На тай-брейке он демонстрирует совершенно невероятную игру. Похоже, что он включил дополнительную передачу, которой нет ни у одного другого игрока. Он выигрывает 7–1.
В этот момент я, кажется, начинаю разваливаться на части. Мышцы ног будто молят о пощаде. Спина просто-напросто отказывается дальше терпеть все это безобразие. Мои решения становятся примитивными. Я помню, сколь тонки грани на теннисном корте, сколь малое расстояние разделяет величие и посредственность, славу и безвестность, счастье и отчаяние. Мы сыграли трудный матч. Мы шли ноздря в ноздрю. И вот теперь, после тай-брейка, заставившего меня открыть рот от восхищения, я разбит наголову.
Подходя к сетке, я знаю, что проиграл лучшему — тому, кто возвышается, словно Эверест, над спортсменами своего поколения. Заранее жалею молодых, которым придется вступать с ним в единоборство. Сочувствую тому, кому предстоит играть роль Агасси и для которого этот человек будет его Сампрасом. И хотя я не упоминаю в интервью Пита, думаю именно о нем, объясняя журналистам:
— Все очень просто. У большинства людей есть слабости. У Федерера их нет.
29
В 2006 ГОДУ я снимаюсь с Открытого чемпионата Австралии, а затем пропускаю и весь сезон грунтовых кортов. Мне это категорически не нравится, но следует хранить себя для Уимблдона, который, как я по секрету от всех решил для себя, станет для меня последним. Я берегусь для Уимблдона — никогда не думал, что произнесу нечто подобное. Не предполагал, что достойное, уважительное прощание с Уимблдоном окажется столь важным для меня.

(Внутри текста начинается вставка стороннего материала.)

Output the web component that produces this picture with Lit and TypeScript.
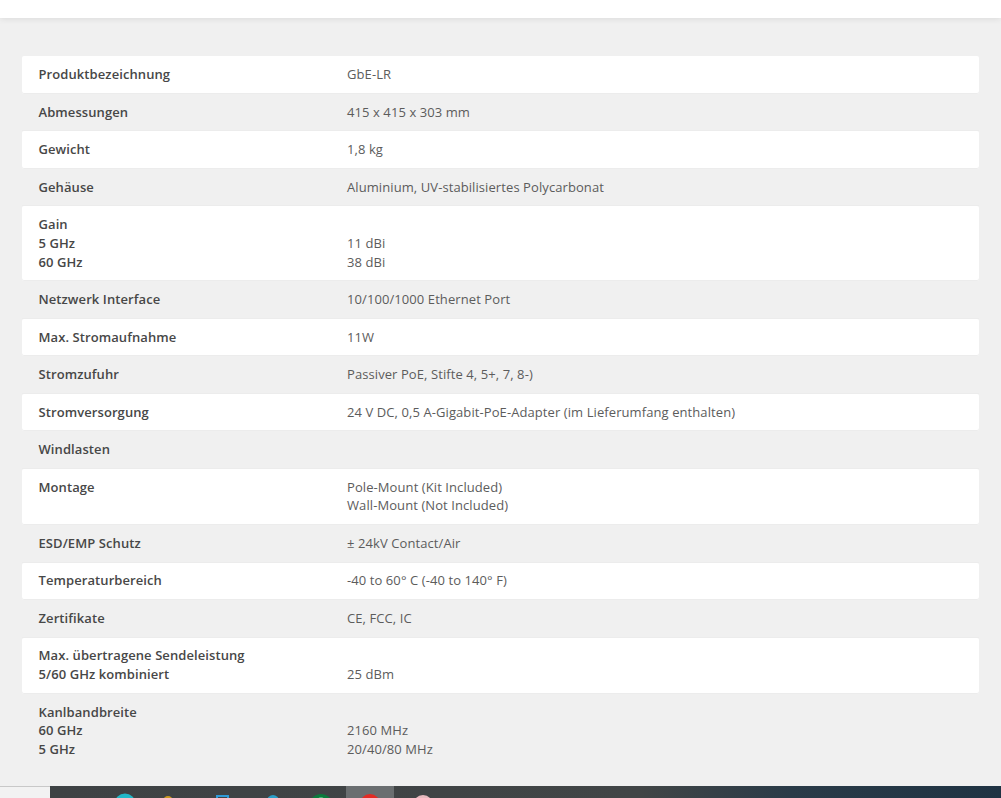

Уимблдон — моя Святая земля. Здесь блистала моя жена. Здесь я впервые подумал, что могу победить, а затем доказал это себе и всему миру. Тут я научился кланяться, преклонять колени, делать то, чего мне не хотелось, носить то, что я не хочу надевать, — и при этом оставаться в живых. И неважно, насколько я ненавижу теннис: эта игра — мой дом. В детстве я ненавидел отчий кров, однако, уехав, очень скоро почувствовал жестокую ностальгию. Это воспоминание добавляет мне смирения в последние минуты карьеры.